» Dataset section:
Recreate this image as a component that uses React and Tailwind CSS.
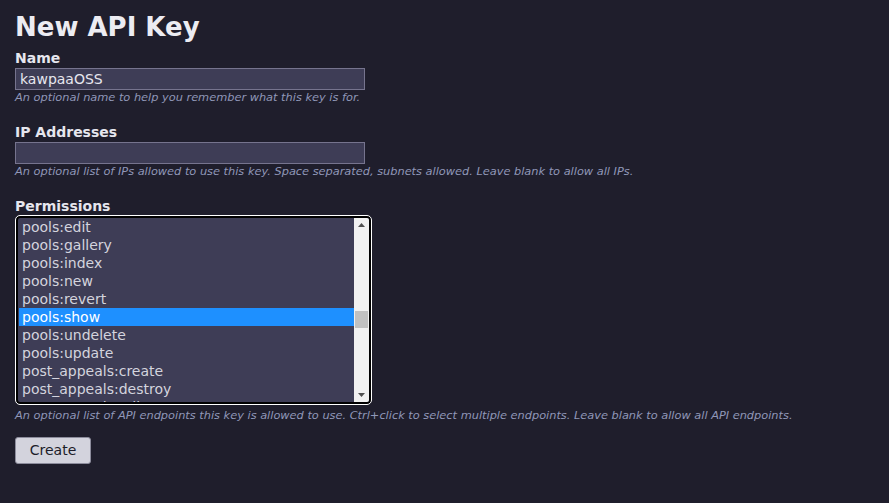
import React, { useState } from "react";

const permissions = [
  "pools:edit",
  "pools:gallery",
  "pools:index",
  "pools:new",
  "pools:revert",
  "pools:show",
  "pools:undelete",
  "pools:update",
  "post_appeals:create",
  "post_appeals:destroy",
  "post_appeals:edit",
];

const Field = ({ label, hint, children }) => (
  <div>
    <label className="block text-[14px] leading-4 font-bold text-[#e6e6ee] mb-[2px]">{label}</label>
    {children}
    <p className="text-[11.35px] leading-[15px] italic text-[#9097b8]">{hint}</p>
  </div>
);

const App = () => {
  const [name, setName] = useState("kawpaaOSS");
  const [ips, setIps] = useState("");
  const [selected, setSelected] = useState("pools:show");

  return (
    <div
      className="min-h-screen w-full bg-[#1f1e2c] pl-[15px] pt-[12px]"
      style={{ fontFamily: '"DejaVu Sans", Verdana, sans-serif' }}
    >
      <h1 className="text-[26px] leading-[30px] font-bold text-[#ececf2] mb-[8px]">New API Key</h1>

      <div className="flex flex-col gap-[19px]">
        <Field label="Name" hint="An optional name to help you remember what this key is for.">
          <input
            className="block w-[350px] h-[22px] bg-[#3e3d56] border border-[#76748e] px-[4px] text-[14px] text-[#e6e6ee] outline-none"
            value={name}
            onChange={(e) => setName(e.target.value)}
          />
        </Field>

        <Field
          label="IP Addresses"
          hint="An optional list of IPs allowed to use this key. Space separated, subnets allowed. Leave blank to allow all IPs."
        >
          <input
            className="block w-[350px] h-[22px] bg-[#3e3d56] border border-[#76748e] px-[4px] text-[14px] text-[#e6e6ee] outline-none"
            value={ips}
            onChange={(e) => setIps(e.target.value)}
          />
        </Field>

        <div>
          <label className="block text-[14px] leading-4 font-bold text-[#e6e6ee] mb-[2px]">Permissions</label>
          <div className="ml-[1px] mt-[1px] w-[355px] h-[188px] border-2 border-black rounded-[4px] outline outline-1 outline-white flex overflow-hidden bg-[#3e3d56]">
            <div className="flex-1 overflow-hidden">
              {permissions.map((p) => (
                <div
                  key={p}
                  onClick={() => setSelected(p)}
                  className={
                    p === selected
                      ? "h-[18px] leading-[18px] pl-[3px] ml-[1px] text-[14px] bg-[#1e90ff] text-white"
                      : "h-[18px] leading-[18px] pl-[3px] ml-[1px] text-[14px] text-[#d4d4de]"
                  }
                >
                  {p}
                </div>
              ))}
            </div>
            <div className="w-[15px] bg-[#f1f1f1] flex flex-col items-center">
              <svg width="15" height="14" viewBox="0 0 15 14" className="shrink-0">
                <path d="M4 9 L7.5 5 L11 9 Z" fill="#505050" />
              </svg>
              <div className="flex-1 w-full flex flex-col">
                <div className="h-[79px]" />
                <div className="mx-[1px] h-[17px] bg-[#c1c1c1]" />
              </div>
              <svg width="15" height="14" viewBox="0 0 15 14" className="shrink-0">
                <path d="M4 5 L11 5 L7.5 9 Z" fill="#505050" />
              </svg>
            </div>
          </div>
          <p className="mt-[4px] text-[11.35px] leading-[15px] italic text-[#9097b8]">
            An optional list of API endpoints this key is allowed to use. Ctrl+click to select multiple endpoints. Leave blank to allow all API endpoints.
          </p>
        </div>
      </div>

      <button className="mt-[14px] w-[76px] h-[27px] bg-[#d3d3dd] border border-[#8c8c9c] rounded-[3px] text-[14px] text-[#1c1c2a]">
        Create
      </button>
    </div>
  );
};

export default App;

» What you have to do:
Omit the pictures and reproduce the listing exactly.

» Complete answer:
Recreate this image as a component that uses React and Tailwind CSS.
import React, { useState } from "react";

const permissions = [
  "pools:edit",
  "pools:gallery",
  "pools:index",
  "pools:new",
  "pools:revert",
  "pools:show",
  "pools:undelete",
  "pools:update",
  "post_appeals:create",
  "post_appeals:destroy",
  "post_appeals:edit",
];

const Field = ({ label, hint, children }) => (
  <div>
    <label className="block text-[14px] leading-4 font-bold text-[#e6e6ee] mb-[2px]">{label}</label>
    {children}
    <p className="text-[11.35px] leading-[15px] italic text-[#9097b8]">{hint}</p>
  </div>
);

const App = () => {
  const [name, setName] = useState("kawpaaOSS");
  const [ips, setIps] = useState("");
  const [selected, setSelected] = useState("pools:show");

  return (
    <div
      className="min-h-screen w-full bg-[#1f1e2c] pl-[15px] pt-[12px]"
      style={{ fontFamily: '"DejaVu Sans", Verdana, sans-serif' }}
    >
      <h1 className="text-[26px] leading-[30px] font-bold text-[#ececf2] mb-[8px]">New API Key</h1>

      <div className="flex flex-col gap-[19px]">
        <Field label="Name" hint="An optional name to help you remember what this key is for.">
          <input
            className="block w-[350px] h-[22px] bg-[#3e3d56] border border-[#76748e] px-[4px] text-[14px] text-[#e6e6ee] outline-none"
            value={name}
            onChange={(e) => setName(e.target.value)}
          />
        </Field>

        <Field
          label="IP Addresses"
          hint="An optional list of IPs allowed to use this key. Space separated, subnets allowed. Leave blank to allow all IPs."
        >
          <input
            className="block w-[350px] h-[22px] bg-[#3e3d56] border border-[#76748e] px-[4px] text-[14px] text-[#e6e6ee] outline-none"
            value={ips}
            onChange={(e) => setIps(e.target.value)}
          />
        </Field>

        <div>
          <label className="block text-[14px] leading-4 font-bold text-[#e6e6ee] mb-[2px]">Permissions</label>
          <div className="ml-[1px] mt-[1px] w-[355px] h-[188px] border-2 border-black rounded-[4px] outline outline-1 outline-white flex overflow-hidden bg-[#3e3d56]">
            <div className="flex-1 overflow-hidden">
              {permissions.map((p) => (
                <div
                  key={p}
                  onClick={() => setSelected(p)}
                  className={
                    p === selected
                      ? "h-[18px] leading-[18px] pl-[3px] ml-[1px] text-[14px] bg-[#1e90ff] text-white"
                      : "h-[18px] leading-[18px] pl-[3px] ml-[1px] text-[14px] text-[#d4d4de]"
                  }
                >
                  {p}
                </div>
              ))}
            </div>
            <div className="w-[15px] bg-[#f1f1f1] flex flex-col items-center">
              <svg width="15" height="14" viewBox="0 0 15 14" className="shrink-0">
                <path d="M4 9 L7.5 5 L11 9 Z" fill="#505050" />
              </svg>
              <div className="flex-1 w-full flex flex-col">
                <div className="h-[79px]" />
                <div className="mx-[1px] h-[17px] bg-[#c1c1c1]" />
              </div>
              <svg width="15" height="14" viewBox="0 0 15 14" className="shrink-0">
                <path d="M4 5 L11 5 L7.5 9 Z" fill="#505050" />
              </svg>
            </div>
          </div>
          <p className="mt-[4px] text-[11.35px] leading-[15px] italic text-[#9097b8]">
            An optional list of API endpoints this key is allowed to use. Ctrl+click to select multiple endpoints. Leave blank to allow all API endpoints.
          </p>
        </div>
      </div>

      <button className="mt-[14px] w-[76px] h-[27px] bg-[#d3d3dd] border border-[#8c8c9c] rounded-[3px] text-[14px] text-[#1c1c2a]">
        Create
      </button>
    </div>
  );
};

export default App;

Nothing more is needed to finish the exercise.